Over the course of the novel, Upshaw becomes increasingly obsessed with his case and begins to confront his own latent homosexuality in the process. The murders are linked to the United Alliance of Extras and Stagehands (UAES), a left-leaning labor union targeted by the task force, when an actor affiliated with the organization, Reynolds Loftis, matches the description of the suspected killer. Upshaw's investigation, however, is cut tragically short when a feud between county and city police leads to him being pegged for the killing of Gene Niles, a corrupt LAPD detective who questioned his sexuality. Fearing the outcome of this investigation, Upshaw takes his own life with the murder spree still unsolved.

Meeks and Considine pick up the investigation. Meeks does this out of a sense of responsibility–he committed the killing for which Upshaw was framed but did so in self-defense while with Audrey (Niles tried to shoot Meeks thinking he was Mickey Cohen), and his attempted coverup inadvertently led to the frameup. Ultimately, he and Considine identify the true killer: Loftis' illegitimate son Coleman Masskie, with whom he had an incestuous affair, and who was attempting to frame his father in retaliation. Masskie kills both Loftis and Considine in a climactic confrontation before being killed by Meeks. Seeking closure, Meeks tracks down a UAES-affiliated psychiatrist who was privy to Masskie's murderous inclinations. He discovers that Masskie, who briefly spoke to Upshaw as a witness early in the investigation, began stalking the deputy and developed a mutual sexual obsession with him.
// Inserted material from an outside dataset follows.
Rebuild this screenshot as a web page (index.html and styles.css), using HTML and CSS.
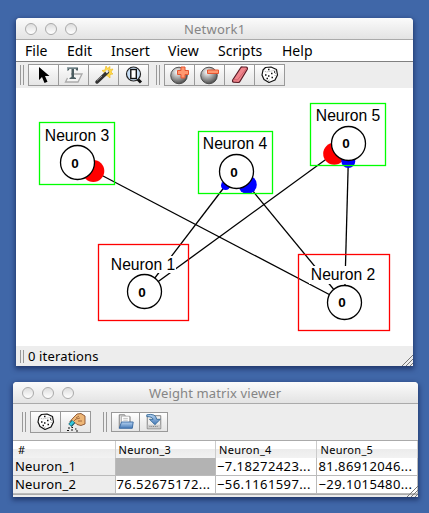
FILE: index.html
```html
<!DOCTYPE html>
<html lang="en">
<head>
<meta charset="utf-8">
<title>Network1</title>
<link rel="stylesheet" href="styles.css">
</head>
<body>
<svg class="defs" width="0" height="0" aria-hidden="true">
  <defs>
    <radialGradient id="ball" cx=".4" cy=".3" r=".75"><stop offset="0" stop-color="#fff"/><stop offset=".45" stop-color="#aaa"/><stop offset="1" stop-color="#444"/></radialGradient>
    <linearGradient id="blue" x2="0" y2="1"><stop offset="0" stop-color="#b7d4f2"/><stop offset="1" stop-color="#4478b6"/></linearGradient>
    <symbol id="dice" viewBox="0 0 20 20">
      <path d="M5.5 2.5 11 2l5.500 2.500 1 5.500-2.500 5-6 2.500-5-3L2 10l1-5z" fill="#fff" stroke="#111" stroke-width="1.200" stroke-linejoin="round"/>
      <path d="M3 5.500l3.500 1.500 5-1 4.500-1M8 16l2-1.500M15.500 8l-.5 3" fill="none" stroke="#777" stroke-width=".7" stroke-dasharray="1 1"/>
      <path d="M8 4.500h1.500M11 8.500h1.500M5 10h1.500M8 11h1.500M11.500 12.500H13M6.500 13.500H8M14 7h1.200" stroke="#111" stroke-width="1.500"/>
    </symbol>
  </defs>
</svg>

<main class="window network">
  <header class="titlebar"><i class="light"></i><i class="light"></i><i class="light"></i><span class="title">Network1</span></header>
  <nav class="menu"><span class="file">File</span><span class="edit">Edit</span><span class="insert">Insert</span><span class="view">View</span><span class="scripts">Scripts</span><span class="help">Help</span></nav>
  <div class="toolbar">
    <i class="grip"></i>
    <div class="group">
      <b class="tool"><svg viewBox="0 0 20 20"><path d="M5 2v13l3-3 2.500 6 3-1.300L11 11h4.500z" fill="#000"/></svg></b>
      <b class="tool"><svg viewBox="0 0 20 20"><path d="M7 9h11l-4 8H1.500l2-4" fill="#f4f4f4" stroke="#aaa" stroke-width="1.300"/><path d="M3 2.500h11v3h-1.500L11.500 4H10v8l2 1v1H5.500v-1l2-1V4H5.500L4.500 5.500H3z" fill="#4a5c60"/><path d="M3.500 5v-2h9" fill="none" stroke="#91a3a8"/></svg></b>
      <b class="tool"><svg viewBox="0 0 20 20"><path d="M12 1l1.500 2.500L16 1.500l-.3 3L19 4l-2 3 2 2-3 .5V13l-3-2.500L10.500 11l.2-3L8 5.500l3-.5z" fill="#ffd84a" stroke="#edbd27" stroke-width=".7"/><path d="M3 17 13.500 7" stroke="#333" stroke-width="3.500" stroke-linecap="round"/><path d="M3 15.500 8 11" stroke="#999" stroke-width="1"/><path d="M12 7.500l2-2" stroke="#eee" stroke-width="2.500"/></svg></b>
      <b class="tool"><svg viewBox="0 0 20 20"><path d="M13.500 14l3.500 3.500" stroke="#111" stroke-width="3"/><circle cx="9.500" cy="9" r="7" fill="#c9e0f7" stroke="#222" stroke-width="1.200"/><rect x="6.800" y="4.500" width="5.500" height="9" fill="#fff" stroke="#111" stroke-width="1.400"/></svg></b>
    </div>
    <i class="grip"></i>
    <div class="group">
      <b class="tool"><svg viewBox="0 0 20 20"><circle cx="9" cy="10.500" r="8.300" fill="url(#ball)" stroke="#333" stroke-width=".8"/><path d="M11 2h4v3.500h3.500v4H15V13h-4V9.500H7.500v-4H11z" fill="#ff9870" stroke="#e65531"/></svg></b>
      <b class="tool"><svg viewBox="0 0 20 20"><circle cx="9" cy="10.500" r="8.300" fill="url(#ball)" stroke="#333" stroke-width=".8"/><path d="M7.500 5h11v3.500h-11z" fill="#ff9870" stroke="#e65531"/></svg></b>
      <b class="tool"><svg viewBox="0 0 20 20"><path d="M10.500 3q.7-1.200 2-1h3.500q2 .3 1.200 2.500l-7 11.500q-.7 1.500-2 1.500l-4.500-.3q-1.700-.5-1-2.200z" fill="#ef858c" stroke="#591b25" stroke-width="1.200"/><path d="M3.500 14.500l4 .5 9-11.500" fill="none" stroke="#c95664" stroke-width=".8"/></svg></b>
      <b class="tool"><svg><use href="#dice"/></svg></b>
    </div>
  </div>
  <svg class="canvas" viewBox="16 88 397 258">
    <g class="edges"><path d="M344.500 302.500 93.500 171"/><path d="M144.500 291.500 225.500 185.500"/><path d="M344.500 302.500 247.500 184.500"/><path d="M144.500 291.500 334 153.500"/><path d="M344.500 302.500 348.300 161"/></g>
    <g fill="#f00"><circle cx="93.300" cy="171" r="11"/><circle cx="334.200" cy="153.700" r="11"/></g>
    <g fill="#00f"><circle cx="225.600" cy="185.500" r="4.600"/><circle cx="247.500" cy="184.700" r="9.300"/><circle cx="348.300" cy="161" r="7"/></g>
    <g fill="#fff"><rect x="44" y="127" width="66" height="17"/><rect x="202" y="135" width="66" height="18"/><rect x="315" y="107" width="66" height="18"/><rect x="109" y="256" width="67" height="17"/><rect x="309" y="266" width="67" height="18"/></g>
    <g class="cells"><circle cx="77.500" cy="162.500" r="17"/><circle cx="236.500" cy="171.500" r="17"/><circle cx="348.500" cy="143.500" r="17"/><circle cx="144.500" cy="291.500" r="17"/><circle cx="344.500" cy="302.500" r="17"/></g>
    <g class="frames green"><rect x="39.500" y="122.500" width="75" height="62"/><rect x="198.500" y="131.500" width="74" height="62"/><rect x="310.500" y="103.500" width="75" height="62"/></g>
    <g class="frames red"><rect x="98.500" y="244.500" width="90" height="76"/><rect x="298.500" y="254.500" width="91" height="76"/></g>
    <g class="names"><text x="44.800" y="140.500">Neuron 3</text><text x="202.800" y="149">Neuron 4</text><text x="315.800" y="121">Neuron 5</text><text x="110.800" y="270">Neuron 1</text><text x="310.800" y="280">Neuron 2</text></g>
    <g class="values"><text x="75" y="168">0</text><text x="234" y="177">0</text><text x="346" y="148">0</text><text x="142" y="297">0</text><text x="342" y="307">0</text></g>
  </svg>
  <footer class="status"><i class="grip"></i><span>0 iterations</span><svg class="resize" viewBox="0 0 12 12"><path d="M1 12 12 1M5 12l7-7M9 12l3-3"/></svg></footer>
</main>

<section class="window matrix">
  <header class="titlebar"><i class="light"></i><i class="light"></i><i class="light"></i><span class="title">Weight matrix viewer</span></header>
  <div class="toolbar">
    <i class="grip"></i>
    <div class="group">
      <b class="tool"><svg><use href="#dice"/></svg></b>
      <b class="tool"><svg viewBox="0 0 20 20"><path d="M19 4v8l-4 1.500-4-1-2-2-4 1-1-2 3-3.500 4-4 4-.5z" fill="#eeb777" stroke="#88502e" stroke-width=".9"/><path d="M14 6l-4 1-3 3M12 9h4M13 4l-3 2" fill="none" stroke="#9b6239" stroke-width=".9"/><path d="M7.500 9.500 4 13.500" stroke="#124d59" stroke-width="4.500"/><path d="M7.500 9.500 4 13" stroke="#35c8dc" stroke-width="2.800"/><path d="M2 16h2M5.500 15.500H7M1 18.500h2M5 18h2M9 17h1.500M10 19h2" stroke="#111" stroke-width="1"/></svg></b>
    </div>
    <i class="grip"></i>
    <div class="group small">
      <b class="tool"><svg viewBox="0 0 20 20"><path d="M2.500 17V2h6l1 2h5v12" fill="#ddd" stroke="#777"/><path d="M5 3.500h9v9H5z" fill="#fff" stroke="#999" stroke-width=".7"/><path d="M7 6h5M7 8h5" stroke="#aaa" stroke-width=".8"/><path d="M5 10h13l-1 7H2.500z" fill="url(#blue)" stroke="#34659f"/></svg></b>
      <b class="tool"><svg viewBox="0 0 20 20"><path d="M2.500 3h15v14.500h-15z" fill="#eee" stroke="#777"/><path d="M3 13h14v4H3z" fill="#ccc"/><path d="M5 15h9" stroke="#777" stroke-dasharray="1 1"/><path d="M2 2q10-2 11 5h4l-6 6-6-6h4Q8 4 2 4z" fill="url(#blue)" stroke="#316897"/></svg></b>
    </div>
  </div>
  <table>
    <colgroup><col class="first"><col class="mid"><col class="last"><col class="mid"></colgroup>
    <thead><tr><th>#</th><th>Neuron_3</th><th>Neuron_4</th><th>Neuron_5</th></tr></thead>
    <tbody>
      <tr><td class="label">Neuron_1</td><td class="empty"></td><td>−7.18272423...</td><td>81.86912046...</td></tr>
      <tr><td class="label">Neuron_2</td><td>76.52675172...</td><td>−56.1161597...</td><td>−29.1015480...</td></tr>
    </tbody>
  </table>
  <svg class="resize" viewBox="0 0 12 12"><path d="M1 12 12 1M5 12l7-7M9 12l3-3"/></svg>
</section>
</body>
</html>
```
FILE: styles.css
```css
* { box-sizing: border-box; }
body {
  margin: 0;
  width: 429px;
  height: 513px;
  padding: 18px 0 0 13px;
  overflow: hidden;
  background: #4067a8;
  color: #000;
  font: 13px "Noto Sans", sans-serif;
}
.defs { position: absolute; }
.window {
  display: flex;
  flex-direction: column;
  border-radius: 4px 4px 0 0;
  background: #ededed;
  box-shadow: 0 2px 5px 1px rgba(0, 10, 50, .5);
}
.network { width: 397px; height: 348px; margin-left: 3px; }
.matrix { position: relative; width: 405px; height: 115px; margin-top: 16px; }
.titlebar {
  display: grid;
  grid-template-columns: 12px 12px 12px 1fr;
  column-gap: 8px;
  align-items: center;
  height: 22px;
  padding: 0 9px;
  border-bottom: 1px solid #aaa;
  border-radius: 4px 4px 0 0;
  background: linear-gradient(#fbfbfb, #e3e3e3);
}
.light {
  width: 12px;
  height: 12px;
  border: 1px solid #aaa;
  border-radius: 50%;
  background: linear-gradient(#ddd, #fff);
}
.title { color: #858585; line-height: 20px; }
.network .title { padding-left: 99px; letter-spacing: .2px; }
.matrix .title { padding-left: 67px; letter-spacing: .13px; }
.menu {
  display: flex;
  height: 22px;
  padding-left: 9px;
  border-bottom: 1px solid #808080;
  background: #fff;
  font-size: 14px;
  line-height: 21px;
}
.file { width: 42px; }
.edit { width: 44px; }
.insert { width: 57px; }
.view { width: 50px; }
.scripts { width: 64px; }
.toolbar { display: flex; align-items: center; }
.network .toolbar { height: 26px; padding-left: 4px; }
.matrix .toolbar { height: 36px; padding-left: 9px; }
.grip { width: 4px; height: 20px; border: solid #999; border-width: 0 1px; }
.toolbar .grip { margin-right: 4px; }
.group { display: flex; border: 1px solid #999; border-right: 0; margin-right: 7px; }
.matrix .group { margin-right: 12px; }
.tool {
  display: flex;
  align-items: center;
  justify-content: center;
  width: 30px;
  height: 20px;
  border-right: 1px solid #999;
  background: linear-gradient(#fff, #f0f0f0 50%, #e6e6e6);
}
.tool svg { flex: none; width: 20px; height: 20px; }
.small .tool { width: 28px; height: 18px; }
.small svg { width: 18px; height: 18px; }
.canvas { display: block; width: 397px; height: 258px; background: #fff; }
.edges { stroke: #000; stroke-width: 1.3; }
.cells { fill: #fff; stroke: #000; stroke-width: 1.3; }
.frames { fill: none; stroke-width: 1.3; }
.green { stroke: #0f0; }
.red { stroke: #f00; }
.names { font: 15.7px "Liberation Sans", sans-serif; }
.values { font: bold 13.5px "Liberation Sans", sans-serif; text-anchor: middle; }
.status { display: flex; align-items: center; height: 20px; padding-left: 4px; }
.status .grip { height: 13px; margin-right: 4px; }
.status span { letter-spacing: .15px; }
.resize { width: 12px; height: 12px; fill: none; stroke: #777; stroke-width: 1; }
.status .resize { margin: auto 0 0 auto; }
.matrix .resize { position: absolute; right: 0; bottom: 0; }
table {
  width: 405px;
  height: 54px;
  border-top: 1px solid #aaa;
  border-bottom: 1px solid #aaa;
  border-collapse: separate;
  border-spacing: 0;
  table-layout: fixed;
  background: #fff;
}
.first { width: 102px; }
.mid { width: 100px; }
.last { width: 101px; }
th, td { padding: 0; overflow: hidden; white-space: nowrap; text-align: left; }
th {
  height: 17px;
  padding-left: 3px;
  background: linear-gradient(#fff 50%, #ececec 50%, #f2f2f2);
  border-right: 1px solid #ccc;
  font-size: 11px;
  font-weight: 400;
  line-height: 16px;
  letter-spacing: .3px;
}
th:first-child { padding-left: 5px; }
td {
  height: 18px;
  padding-left: 1px;
  border-right: 1px solid #bbb;
  border-bottom: 1px solid #bbb;
  line-height: 17px;
  letter-spacing: .4px;
}
.label { padding-left: 2px; background: #ededed; letter-spacing: .2px; }
.empty { background: #b3b3b3; }
```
The investigation also provides a fictional solution to the Sleepy Lagoon case–it's revealed that a young Masskie witnessed LAPD lieutenant Dudley Smith committing the murder, a racist hate crime in retaliation for the Latino victim sleeping with his niece. This eventually factored into Masskie's killings, as he emulated Smith's use of a "zoot stick" when mutilating his victims' corpses. Smith is never charged with the crime. However, this discovery contributes to Meeks' and Considine's disillusionment with the investigation. At the conclusion of the novel, after Cohen finds out about Meeks' affair with Anders, Meeks burns down the district attorney's house along with all of the anti-communist investigative material before leaving Los Angeles.

==Reception==
The Big Nowhere received many positive reviews. Detroit News called the novel "a stunner....a huge, sprawling canvas of postwar Los Angeles as a black hole. It's Harry Bosch between hard covers, taking up where film noir left off as it introduces a trio of warped, cynical cops hopping aboard the Red Scare bandwagon." Gerald Petievich, author of To Live and Die in L.A., praised the book, saying, "THE BIG NOWHERE is a startling panorama of Los Angeles in the fifties. Through the eyes of some unforgettable, two-fisted cops we are taken from the Katydid Club to the Sunset Strip where the legendary crimelord Mickey Cohen buys the drinks...and the D.A. This is a compelling piece." Rave Reviews wrote, "James Ellroy's The Black Dahlia rocked the literary world last year. Now he's back with an even more powerful and compelling novel of greed, dark passion, and murder....James Ellroy has gone from one of the most impressive crime writers of the 1980s to a major literary voice of the twentieth century. THE BIG NOWHERE is a masterpiece-a powerful and disturbing novel no one should miss." While "The Big Nowhere" was praised for being engrossing and atmospheric, it was also criticized for the "unrelenting negative stereotypes" depicted in the gay and minority characters. The Big Nowhere also won Ellroy the Prix Mystère Award, in 1990.